This week, Venezuela stages controversial legislative elections, the outcome of which is a foregone conclusion. Peru holds a congressional vote of confidence in the new cabinet. Brazil could see its stalled congressional agenda unblocked. In Chile, the debate over a second withdrawal from the private pension system continues, while separately, Chinese investment in the country will be under scrutiny this week. Finally, the presidents of Argentina and Brazil will speak for the first time today as Mercosur faces important questions ahead.
National Assembly (AN) elections for the five-year term starting in January take place on 6 December. Most opposition parties are boycotting the vote, though small pliant opposition groups – some of them using the party names and branding of genuine opposition parties such as Democratic Action (AD) – will participate, allowing the regime to simulate democratic competition. Turnout is not seen as rising above 30%, though the regime may claim higher participation rates. Food handouts will be the main mechanism the regime uses to mobilize voters. In parallel, the opposition is holding its own, unofficial, and mostly online vote from 5 December to 12 December to repudiate the Nicolas Maduro regime and boost its own legitimacy for the period ahead.
Congress is set for a vote to endorse the cabinet recently appointed by caretaker President Francisco Sagasti either on 3 or 4 December. To avoid another crisis flaring up, Congress should approve the new cabinet. However, a separate vote on a proposal to allow an extraordinary withdrawal from the state pension fund (ONP) that is scheduled for 2 December could create some tensions prior to the cabinet vote; Sagasti has said that if the pension bill passes, he would challenge it at the Constitutional Court (TC). Separately, a court hearing today, 30 November, could see the opposition Fuerza Popular (FP) party led by Keiko Fujimori banned for up to two and a half years over corruption allegations. A ban would effectively block Fujimori from running for the presidency in 2021.
This week may see an intensification of discussions on the agenda for 2020 and 2021, particularly if the Supreme Court (STF) rules in favor of the re-election of congressional presiding officers – namely, House Speaker Rodrigo Maia and Senate Chairman David Alcolumbre – on 4 December. This would unblock deliberations on all issues, including first and foremost the choice of rapporteur for the budget directives law (LDO) that sets out the contours of the annual budget law (LOA).

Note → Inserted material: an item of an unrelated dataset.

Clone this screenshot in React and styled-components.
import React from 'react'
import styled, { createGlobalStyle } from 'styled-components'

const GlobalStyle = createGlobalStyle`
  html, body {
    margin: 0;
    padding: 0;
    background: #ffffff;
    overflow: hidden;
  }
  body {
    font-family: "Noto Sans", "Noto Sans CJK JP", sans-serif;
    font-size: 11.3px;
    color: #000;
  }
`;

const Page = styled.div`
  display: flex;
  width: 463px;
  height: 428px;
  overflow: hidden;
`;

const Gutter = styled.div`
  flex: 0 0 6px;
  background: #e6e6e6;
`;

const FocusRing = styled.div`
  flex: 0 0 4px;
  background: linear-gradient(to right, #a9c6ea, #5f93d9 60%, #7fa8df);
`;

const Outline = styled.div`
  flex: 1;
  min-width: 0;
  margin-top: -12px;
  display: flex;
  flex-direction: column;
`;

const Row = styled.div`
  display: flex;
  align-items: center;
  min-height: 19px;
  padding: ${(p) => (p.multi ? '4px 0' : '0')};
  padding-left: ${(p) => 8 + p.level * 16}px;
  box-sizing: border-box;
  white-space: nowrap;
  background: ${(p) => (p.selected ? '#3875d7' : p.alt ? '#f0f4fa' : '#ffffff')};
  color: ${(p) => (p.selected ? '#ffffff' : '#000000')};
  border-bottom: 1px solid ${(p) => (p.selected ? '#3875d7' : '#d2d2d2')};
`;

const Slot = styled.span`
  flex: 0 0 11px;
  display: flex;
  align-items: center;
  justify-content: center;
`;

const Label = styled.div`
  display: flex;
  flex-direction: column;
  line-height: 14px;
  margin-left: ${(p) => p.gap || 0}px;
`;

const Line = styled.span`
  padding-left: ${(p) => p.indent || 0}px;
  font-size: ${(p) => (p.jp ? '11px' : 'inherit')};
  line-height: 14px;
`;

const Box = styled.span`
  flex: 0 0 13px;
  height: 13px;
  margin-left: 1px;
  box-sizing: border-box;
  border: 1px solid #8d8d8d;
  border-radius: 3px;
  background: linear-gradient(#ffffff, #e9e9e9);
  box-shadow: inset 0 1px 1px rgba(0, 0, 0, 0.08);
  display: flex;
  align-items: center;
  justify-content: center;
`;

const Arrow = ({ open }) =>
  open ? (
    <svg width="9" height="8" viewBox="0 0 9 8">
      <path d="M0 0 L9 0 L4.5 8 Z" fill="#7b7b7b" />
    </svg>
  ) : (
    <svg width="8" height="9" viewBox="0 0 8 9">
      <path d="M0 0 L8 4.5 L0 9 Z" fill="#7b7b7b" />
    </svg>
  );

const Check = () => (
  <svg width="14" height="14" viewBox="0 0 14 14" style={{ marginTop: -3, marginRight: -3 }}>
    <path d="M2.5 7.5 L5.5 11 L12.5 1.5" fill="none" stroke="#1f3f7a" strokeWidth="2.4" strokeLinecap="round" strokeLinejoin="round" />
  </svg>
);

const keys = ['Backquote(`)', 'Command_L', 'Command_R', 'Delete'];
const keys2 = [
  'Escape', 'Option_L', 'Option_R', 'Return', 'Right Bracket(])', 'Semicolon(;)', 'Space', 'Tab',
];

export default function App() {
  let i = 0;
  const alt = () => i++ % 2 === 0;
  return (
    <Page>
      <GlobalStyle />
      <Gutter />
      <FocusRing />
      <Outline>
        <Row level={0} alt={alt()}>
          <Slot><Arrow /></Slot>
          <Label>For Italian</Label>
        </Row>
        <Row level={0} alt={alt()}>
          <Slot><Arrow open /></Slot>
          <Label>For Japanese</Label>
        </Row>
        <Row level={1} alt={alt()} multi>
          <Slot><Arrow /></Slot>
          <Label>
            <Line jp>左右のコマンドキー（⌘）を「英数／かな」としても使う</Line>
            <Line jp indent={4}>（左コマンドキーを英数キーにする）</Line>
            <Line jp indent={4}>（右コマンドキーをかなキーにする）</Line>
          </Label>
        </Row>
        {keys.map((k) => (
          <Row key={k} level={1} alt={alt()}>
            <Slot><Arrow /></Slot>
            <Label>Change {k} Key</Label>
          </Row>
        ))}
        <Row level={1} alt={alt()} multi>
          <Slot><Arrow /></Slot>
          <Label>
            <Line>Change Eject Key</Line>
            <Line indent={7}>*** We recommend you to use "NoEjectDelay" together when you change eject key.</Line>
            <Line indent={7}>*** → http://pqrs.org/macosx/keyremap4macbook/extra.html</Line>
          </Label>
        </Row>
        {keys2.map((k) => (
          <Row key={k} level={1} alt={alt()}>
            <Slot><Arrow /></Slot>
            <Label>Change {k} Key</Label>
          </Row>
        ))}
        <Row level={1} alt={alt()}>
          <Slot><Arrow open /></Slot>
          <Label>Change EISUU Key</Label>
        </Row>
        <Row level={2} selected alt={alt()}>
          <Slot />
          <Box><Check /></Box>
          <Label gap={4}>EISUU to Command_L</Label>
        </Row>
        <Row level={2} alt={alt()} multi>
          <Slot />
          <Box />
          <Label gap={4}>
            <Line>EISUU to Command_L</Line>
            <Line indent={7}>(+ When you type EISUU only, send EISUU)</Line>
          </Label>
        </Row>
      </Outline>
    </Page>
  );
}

Both of these might then be in a position to be approved in December.
Discussions this week could also clarify whether there might be movement in the so-called emergency constitutional amendment (PEC Emergencial) in December, which would signal the commitment by government and congress to adopt spending containment measures as soon as possible, thus increasing the chances of delaying the rolling over of public debt beyond the first four months of 2021. Discussions will also include whether the PEC Emergencial will include the president’s favored cash transfer program Renda Cidada by freeing funds currently spent on subsidies.
The government’s bill to allow people to make a second withdrawal from their retirement savings will go to a lower house vote in the first half of this week. The government released its own version of the initiative as a way to block a parallel opposition-tabled bill, which failed to attain the necessary threshold in the Senate last week. The government’s version makes withdrawals for higher earners subject to tax; legislators in the lower house will probably try to strike this feature down. However, they are under pressure to pass the bill quickly because of both government and opposition promises to make pension funds available for Christmas.

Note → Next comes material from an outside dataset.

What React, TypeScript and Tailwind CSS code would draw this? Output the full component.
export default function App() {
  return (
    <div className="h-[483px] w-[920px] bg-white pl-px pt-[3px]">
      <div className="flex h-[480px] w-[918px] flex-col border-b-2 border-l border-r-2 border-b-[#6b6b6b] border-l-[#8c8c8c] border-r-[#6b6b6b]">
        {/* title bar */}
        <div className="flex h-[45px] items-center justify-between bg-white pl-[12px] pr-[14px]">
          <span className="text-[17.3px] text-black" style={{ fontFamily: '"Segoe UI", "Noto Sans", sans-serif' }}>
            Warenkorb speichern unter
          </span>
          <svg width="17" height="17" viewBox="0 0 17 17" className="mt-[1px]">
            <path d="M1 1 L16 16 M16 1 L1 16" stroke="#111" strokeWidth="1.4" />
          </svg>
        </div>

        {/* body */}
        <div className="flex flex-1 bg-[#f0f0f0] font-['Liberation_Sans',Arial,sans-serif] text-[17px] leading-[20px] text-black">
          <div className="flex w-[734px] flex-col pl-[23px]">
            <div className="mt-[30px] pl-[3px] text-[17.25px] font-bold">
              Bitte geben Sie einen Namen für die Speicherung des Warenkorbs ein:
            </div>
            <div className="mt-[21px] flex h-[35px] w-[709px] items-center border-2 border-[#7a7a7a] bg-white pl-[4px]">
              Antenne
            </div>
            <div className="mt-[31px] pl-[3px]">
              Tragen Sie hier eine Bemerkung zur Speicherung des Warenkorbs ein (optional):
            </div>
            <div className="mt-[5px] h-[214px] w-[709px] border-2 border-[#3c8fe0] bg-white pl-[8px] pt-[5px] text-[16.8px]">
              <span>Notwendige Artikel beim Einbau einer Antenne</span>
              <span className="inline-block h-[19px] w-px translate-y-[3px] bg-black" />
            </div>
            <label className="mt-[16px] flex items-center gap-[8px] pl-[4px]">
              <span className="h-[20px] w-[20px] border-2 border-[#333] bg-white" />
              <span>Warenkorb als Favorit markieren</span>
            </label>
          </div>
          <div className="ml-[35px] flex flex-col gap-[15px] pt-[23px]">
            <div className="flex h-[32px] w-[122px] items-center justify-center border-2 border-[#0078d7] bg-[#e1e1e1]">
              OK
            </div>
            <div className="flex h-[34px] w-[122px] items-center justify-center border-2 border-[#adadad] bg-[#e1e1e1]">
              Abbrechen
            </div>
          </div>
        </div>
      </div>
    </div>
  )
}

Separately, the lower house economy commission will be questioning Interior Minister Rodrigo Delgado and Defense Minister Mario Desbordes tomorrow, 1 December, in a session to examine Chinese investment in the electricity sector. The session was prompted by the announcement that China’s State Grid Corp is buying Chile’s largest electricity distribution company, CGE, for USD 3bn. If the CGE acquisition goes ahead, State Grid would be the biggest player in the local distribution market. The commission head, Jaime Naranjo, has described the issue as “extraordinarily delicate.” Chinese investment in Chile has grown significantly in the last four years and China is now the primary investor in the country as well as its lead trade partner.

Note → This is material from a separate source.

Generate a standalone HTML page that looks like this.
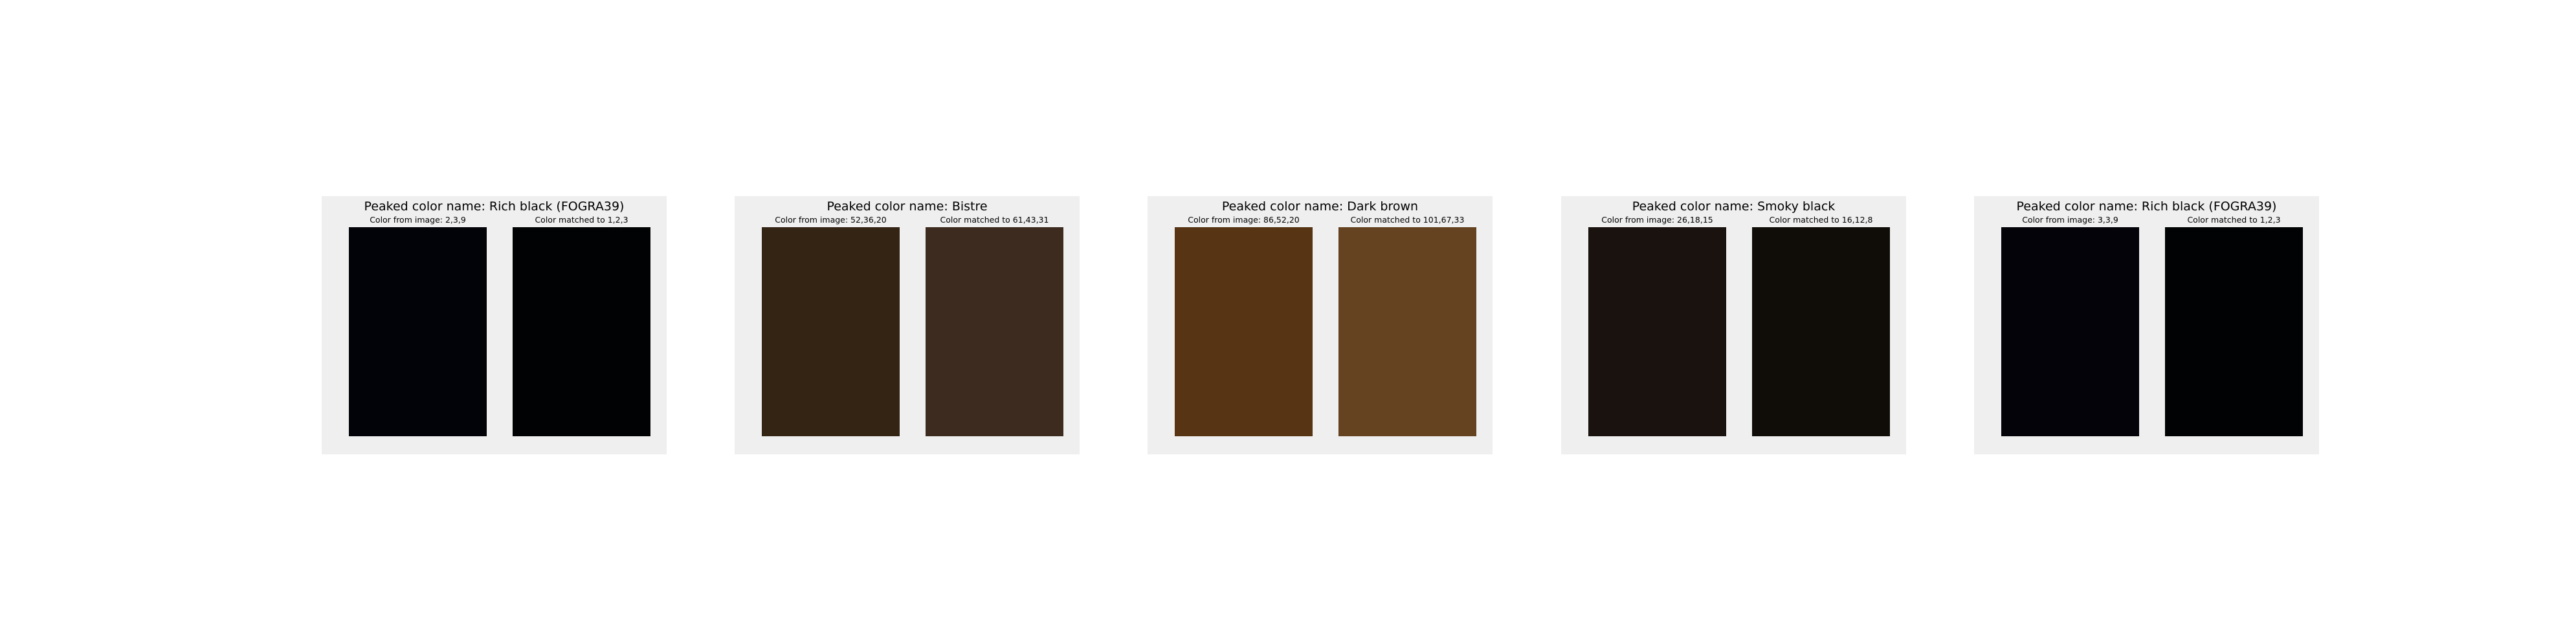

Argentina’s Alberto Fernandez and Brazil’s Jair Bolsonaro are holding a videoconference today, 30 November, in what will be the first encounter between the two presidents, almost a year since Fernandez was sworn in. Relations between the two presidents have been icy, with both trading acerbic remarks over their handling of the Covid-19 pandemic and style of governing. However, the pandemic means the two do not actually have to meet in person. Argentina’s imminent assumption of the pro tempore Mercosur presidency means that frictions over trade could become more concrete in the coming months. For one, Argentina favors and Brazil opposes the accession of Bolivia as a full member of the bloc. Sign-off of the Mercosur-EU FTA will also be on today’s agenda even as Brasilia faces European pressure over its environmental record.